With the pictures left out, copy the listing below exactly.

+ + + + +

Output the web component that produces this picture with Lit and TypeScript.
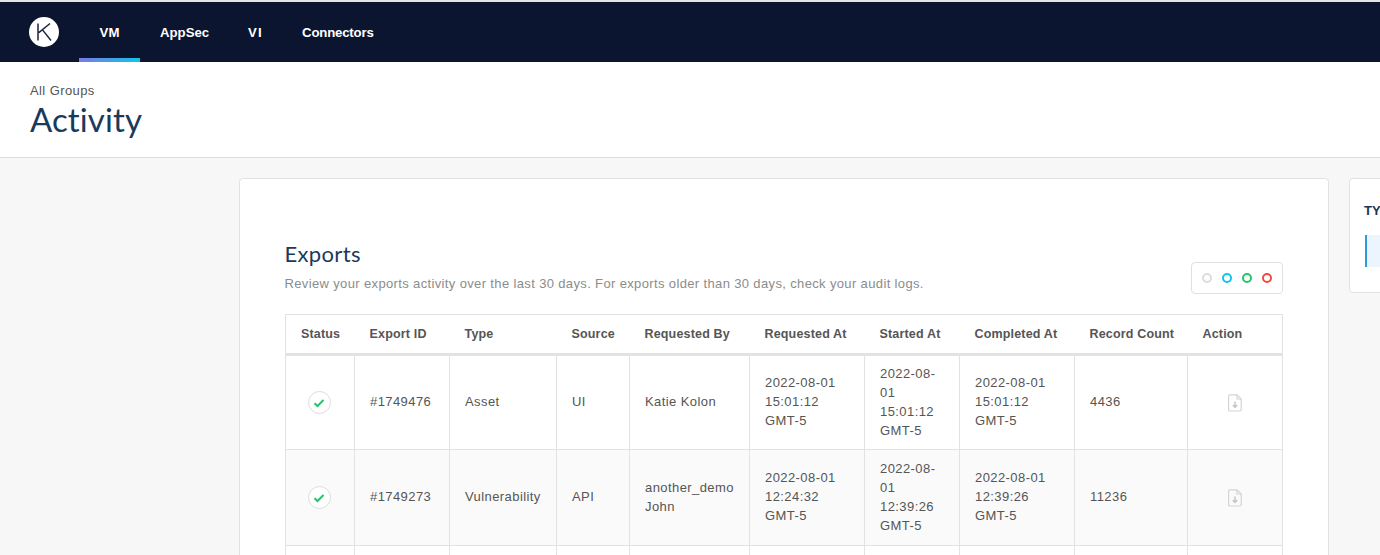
import { LitElement, html, css, svg } from "lit";
import { customElement } from "lit/decorators.js";

const check = html`<span class="ok"><svg width="12" height="10" viewBox="0 0 12 10"><path d="M1.5 5.2 4.5 8 10.5 2" fill="none" stroke="#22c56e" stroke-width="2"/></svg></span>`;
const fileIcon = html`<svg class="file" width="14" height="18" viewBox="0 0 14 18" fill="none" stroke="#d4d4d4" stroke-width="1.2"><path d="M1.8.8H9L13.2 5V15.6a1.4 1.4 0 0 1-1.4 1.4H1.8A1.4 1.4 0 0 1 .6 15.6V2.2A1.4 1.4 0 0 1 1.8.8Z"/><path d="M9 1V5H13"/><path d="M7 7.5V13M4.8 11 7 13.4 9.2 11" stroke="#c4c4c4" stroke-width="1.4"/></svg>`;

const columns = [
  ["Status", 69], ["Export ID", 95], ["Type", 107], ["Source", 73], ["Requested By", 120],
  ["Requested At", 115], ["Started At", 95], ["Completed At", 115], ["Record Count", 113], ["Action", 95],
] as const;

const rows = [
  { id: "#1749476", type: "Asset", source: "UI", by: ["Katie Kolon"], req: "15:01:12", start: "15:01:12", done: "15:01:12", count: "4436" },
  { id: "#1749273", type: "Vulnerability", source: "API", by: ["another_demo", "John"], req: "12:24:32", start: "12:39:26", done: "12:39:26", count: "11236" },
];

@customElement("app-root")
export class AppRoot extends LitElement {
  static styles = css`
    :host { display: block; width: 1380px; height: 555px; overflow: hidden; background: #f7f7f7; font-family: "Liberation Sans", Arial, sans-serif; color: #555; }
    * { box-sizing: border-box; }
    .top { height: 62px; border-top: 2px solid #e4e4e4; background: #0b1530; display: flex; padding-left: 29px; }
    .logo { width: 30px; height: 30px; margin: 15px 20px 0 0; border-radius: 50%; background: #fff; display: flex; align-items: center; justify-content: center; }
    .tab { height: 60px; padding: 0 20px; display: flex; align-items: center; justify-content: center; color: #fff; font-size: 13.2px; font-weight: 700; position: relative; }
    .tab.active { width: 61px; padding: 0; }
    .tab.wide { margin-left: -1px; letter-spacing: 1px; }
    .tab:last-child { margin-left: -.5px; letter-spacing: -.18px; }
    .tab.active::after { content: ""; position: absolute; left: 0; right: 0; bottom: 0; height: 4px; background: linear-gradient(90deg, #7b78e6, #0fc6e6); }
    .head { height: 96px; background: #fff; border-bottom: 1px solid #ddd; padding: 21px 30px 0; }
    .crumb { font-size: 13px; line-height: 16px; color: #555; letter-spacing: .4px; }
    h1 { margin: -1px 0 0; font: 400 33px/42px Lato, sans-serif; color: #1a3a5c; letter-spacing: .1px; }
    main { display: flex; gap: 20px; padding: 20px 0 0 239px; width: 1700px; align-items: flex-start; }
    .card { background: #fff; border: 1px solid #e2e2e2; border-radius: 4px; }
    .exports { width: 1090px; padding: 61px 45px 0; height: 500px; }
    .intro { display: flex; justify-content: space-between; align-items: flex-end; margin-bottom: 20px; }
    h2 { margin: 0 0 7px -.5px; font: 400 22px/28px Lato, sans-serif; color: #1a3a5c; letter-spacing: .35px; }
    .sub { margin: 0 0 1px -.5px; font-size: 13px; line-height: 18px; color: #8c8c8c; letter-spacing: .36px; }
    .legend { width: 92px; height: 32px; border: 1px solid #e0e0e0; border-radius: 4px; display: flex; align-items: center; gap: 10px; padding-left: 10px; }
    .dot { width: 10px; height: 10px; border-radius: 50%; border: 2px solid; }
    table { width: 997px; border-collapse: collapse; table-layout: fixed; font-size: 13px; letter-spacing: .42px; line-height: 19px; }
    th, td { border: 1px solid #e2e2e2; text-align: left; padding: 0 15px; vertical-align: middle; font-weight: 400; }
    th { height: 40px; padding-right: 0; font-weight: 700; font-size: 12.5px; letter-spacing: .17px; border-bottom: 3px solid #e2e2e2; border-left: 0; border-right: 0; white-space: nowrap; }
    th:first-child { border-left: 1px solid #e2e2e2; }
    th:last-child { border-right: 1px solid #e2e2e2; }
    td { height: 95px; padding-bottom: 2px; }
    tbody tr:nth-child(even) td { height: 96px; background: #fafafa; }
    td.center { text-align: center; padding: 0; }
    .ok { display: inline-flex; width: 23px; height: 23px; border: 1px solid #ddd; border-radius: 50%; background: #fff; align-items: center; justify-content: center; vertical-align: middle; margin: 0 2px 0 0; }
    .file { vertical-align: middle; margin-top: 0; }
    .side { width: 260px; height: 115px; padding: 24px 15px 0; }
    .side h3 { margin: 0 0 16px -1px; font-size: 13px; line-height: 16px; color: #1a3556; font-weight: 700; }
    .side-item { height: 32px; margin-right: -15px; background: #ecf5fd; border-left: 2px solid #2a9bdc; }
  `;

  render() {
    return html`
      <nav class="top">
        <div class="logo"><svg width="16" height="20" viewBox="0 0 16 20">${svg`<path d="M2 1.5V18.5M14 1.5 2.8 10.6M6.3 7.6 15 18.5" fill="none" stroke="#1c2440" stroke-width="1.5"/>`}</svg></div>
        <div class="tab active">VM</div><div class="tab">AppSec</div><div class="tab wide">VI</div><div class="tab">Connectors</div>
      </nav>
      <header class="head"><div class="crumb">All Groups</div><h1>Activity</h1></header>
      <main>
        <section class="card exports">
          <div class="intro">
            <div><h2>Exports</h2><p class="sub">Review your exports activity over the last 30 days. For exports older than 30 days, check your audit logs.</p></div>
            <div class="legend">${["#dcdcdc", "#0fc6e6", "#22c56e", "#f04b3f"].map((c) => html`<span class="dot" style="border-color:${c}"></span>`)}</div>
          </div>
          <table>
            <colgroup>${columns.map(([, w]) => html`<col style="width:${w}px" />`)}</colgroup>
            <thead><tr>${columns.map(([n]) => html`<th>${n}</th>`)}</tr></thead>
            <tbody>
              ${rows.map((r) => html`<tr>
                <td class="center">${check}</td><td>${r.id}</td><td>${r.type}</td><td>${r.source}</td>
                <td>${r.by.map((b) => html`${b}<br />`)}</td>
                <td>2022-08-01<br />${r.req}<br />GMT-5</td>
                <td>2022-08-01<br />${r.start}<br />GMT-5</td>
                <td>2022-08-01<br />${r.done}<br />GMT-5</td>
                <td>${r.count}</td><td class="center">${fileIcon}</td>
              </tr>`)}
              <tr>${columns.map(() => html`<td></td>`)}</tr>
            </tbody>
          </table>
        </section>
        <aside class="card side"><h3>TYPE</h3><div class="side-item"></div></aside>
      </main>`;
  }
}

+ + + + +

▶ **RESPONSE**
Output the web component that produces this picture with Lit and TypeScript.
import { LitElement, html, css, svg } from "lit";
import { customElement } from "lit/decorators.js";

const check = html`<span class="ok"><svg width="12" height="10" viewBox="0 0 12 10"><path d="M1.5 5.2 4.5 8 10.5 2" fill="none" stroke="#22c56e" stroke-width="2"/></svg></span>`;
const fileIcon = html`<svg class="file" width="14" height="18" viewBox="0 0 14 18" fill="none" stroke="#d4d4d4" stroke-width="1.2"><path d="M1.8.8H9L13.2 5V15.6a1.4 1.4 0 0 1-1.4 1.4H1.8A1.4 1.4 0 0 1 .6 15.6V2.2A1.4 1.4 0 0 1 1.8.8Z"/><path d="M9 1V5H13"/><path d="M7 7.5V13M4.8 11 7 13.4 9.2 11" stroke="#c4c4c4" stroke-width="1.4"/></svg>`;

const columns = [
  ["Status", 69], ["Export ID", 95], ["Type", 107], ["Source", 73], ["Requested By", 120],
  ["Requested At", 115], ["Started At", 95], ["Completed At", 115], ["Record Count", 113], ["Action", 95],
] as const;

const rows = [
  { id: "#1749476", type: "Asset", source: "UI", by: ["Katie Kolon"], req: "15:01:12", start: "15:01:12", done: "15:01:12", count: "4436" },
  { id: "#1749273", type: "Vulnerability", source: "API", by: ["another_demo", "John"], req: "12:24:32", start: "12:39:26", done: "12:39:26", count: "11236" },
];

@customElement("app-root")
export class AppRoot extends LitElement {
  static styles = css`
    :host { display: block; width: 1380px; height: 555px; overflow: hidden; background: #f7f7f7; font-family: "Liberation Sans", Arial, sans-serif; color: #555; }
    * { box-sizing: border-box; }
    .top { height: 62px; border-top: 2px solid #e4e4e4; background: #0b1530; display: flex; padding-left: 29px; }
    .logo { width: 30px; height: 30px; margin: 15px 20px 0 0; border-radius: 50%; background: #fff; display: flex; align-items: center; justify-content: center; }
    .tab { height: 60px; padding: 0 20px; display: flex; align-items: center; justify-content: center; color: #fff; font-size: 13.2px; font-weight: 700; position: relative; }
    .tab.active { width: 61px; padding: 0; }
    .tab.wide { margin-left: -1px; letter-spacing: 1px; }
    .tab:last-child { margin-left: -.5px; letter-spacing: -.18px; }
    .tab.active::after { content: ""; position: absolute; left: 0; right: 0; bottom: 0; height: 4px; background: linear-gradient(90deg, #7b78e6, #0fc6e6); }
    .head { height: 96px; background: #fff; border-bottom: 1px solid #ddd; padding: 21px 30px 0; }
    .crumb { font-size: 13px; line-height: 16px; color: #555; letter-spacing: .4px; }
    h1 { margin: -1px 0 0; font: 400 33px/42px Lato, sans-serif; color: #1a3a5c; letter-spacing: .1px; }
    main { display: flex; gap: 20px; padding: 20px 0 0 239px; width: 1700px; align-items: flex-start; }
    .card { background: #fff; border: 1px solid #e2e2e2; border-radius: 4px; }
    .exports { width: 1090px; padding: 61px 45px 0; height: 500px; }
    .intro { display: flex; justify-content: space-between; align-items: flex-end; margin-bottom: 20px; }
    h2 { margin: 0 0 7px -.5px; font: 400 22px/28px Lato, sans-serif; color: #1a3a5c; letter-spacing: .35px; }
    .sub { margin: 0 0 1px -.5px; font-size: 13px; line-height: 18px; color: #8c8c8c; letter-spacing: .36px; }
    .legend { width: 92px; height: 32px; border: 1px solid #e0e0e0; border-radius: 4px; display: flex; align-items: center; gap: 10px; padding-left: 10px; }
    .dot { width: 10px; height: 10px; border-radius: 50%; border: 2px solid; }
    table { width: 997px; border-collapse: collapse; table-layout: fixed; font-size: 13px; letter-spacing: .42px; line-height: 19px; }
    th, td { border: 1px solid #e2e2e2; text-align: left; padding: 0 15px; vertical-align: middle; font-weight: 400; }
    th { height: 40px; padding-right: 0; font-weight: 700; font-size: 12.5px; letter-spacing: .17px; border-bottom: 3px solid #e2e2e2; border-left: 0; border-right: 0; white-space: nowrap; }
    th:first-child { border-left: 1px solid #e2e2e2; }
    th:last-child { border-right: 1px solid #e2e2e2; }
    td { height: 95px; padding-bottom: 2px; }
    tbody tr:nth-child(even) td { height: 96px; background: #fafafa; }
    td.center { text-align: center; padding: 0; }
    .ok { display: inline-flex; width: 23px; height: 23px; border: 1px solid #ddd; border-radius: 50%; background: #fff; align-items: center; justify-content: center; vertical-align: middle; margin: 0 2px 0 0; }
    .file { vertical-align: middle; margin-top: 0; }
    .side { width: 260px; height: 115px; padding: 24px 15px 0; }
    .side h3 { margin: 0 0 16px -1px; font-size: 13px; line-height: 16px; color: #1a3556; font-weight: 700; }
    .side-item { height: 32px; margin-right: -15px; background: #ecf5fd; border-left: 2px solid #2a9bdc; }
  `;

  render() {
    return html`
      <nav class="top">
        <div class="logo"><svg width="16" height="20" viewBox="0 0 16 20">${svg`<path d="M2 1.5V18.5M14 1.5 2.8 10.6M6.3 7.6 15 18.5" fill="none" stroke="#1c2440" stroke-width="1.5"/>`}</svg></div>
        <div class="tab active">VM</div><div class="tab">AppSec</div><div class="tab wide">VI</div><div class="tab">Connectors</div>
      </nav>
      <header class="head"><div class="crumb">All Groups</div><h1>Activity</h1></header>
      <main>
        <section class="card exports">
          <div class="intro">
            <div><h2>Exports</h2><p class="sub">Review your exports activity over the last 30 days. For exports older than 30 days, check your audit logs.</p></div>
            <div class="legend">${["#dcdcdc", "#0fc6e6", "#22c56e", "#f04b3f"].map((c) => html`<span class="dot" style="border-color:${c}"></span>`)}</div>
          </div>
          <table>
            <colgroup>${columns.map(([, w]) => html`<col style="width:${w}px" />`)}</colgroup>
            <thead><tr>${columns.map(([n]) => html`<th>${n}</th>`)}</tr></thead>
            <tbody>
              ${rows.map((r) => html`<tr>
                <td class="center">${check}</td><td>${r.id}</td><td>${r.type}</td><td>${r.source}</td>
                <td>${r.by.map((b) => html`${b}<br />`)}</td>
                <td>2022-08-01<br />${r.req}<br />GMT-5</td>
                <td>2022-08-01<br />${r.start}<br />GMT-5</td>
                <td>2022-08-01<br />${r.done}<br />GMT-5</td>
                <td>${r.count}</td><td class="center">${fileIcon}</td>
              </tr>`)}
              <tr>${columns.map(() => html`<td></td>`)}</tr>
            </tbody>
          </table>
        </section>
        <aside class="card side"><h3>TYPE</h3><div class="side-item"></div></aside>
      </main>`;
  }
}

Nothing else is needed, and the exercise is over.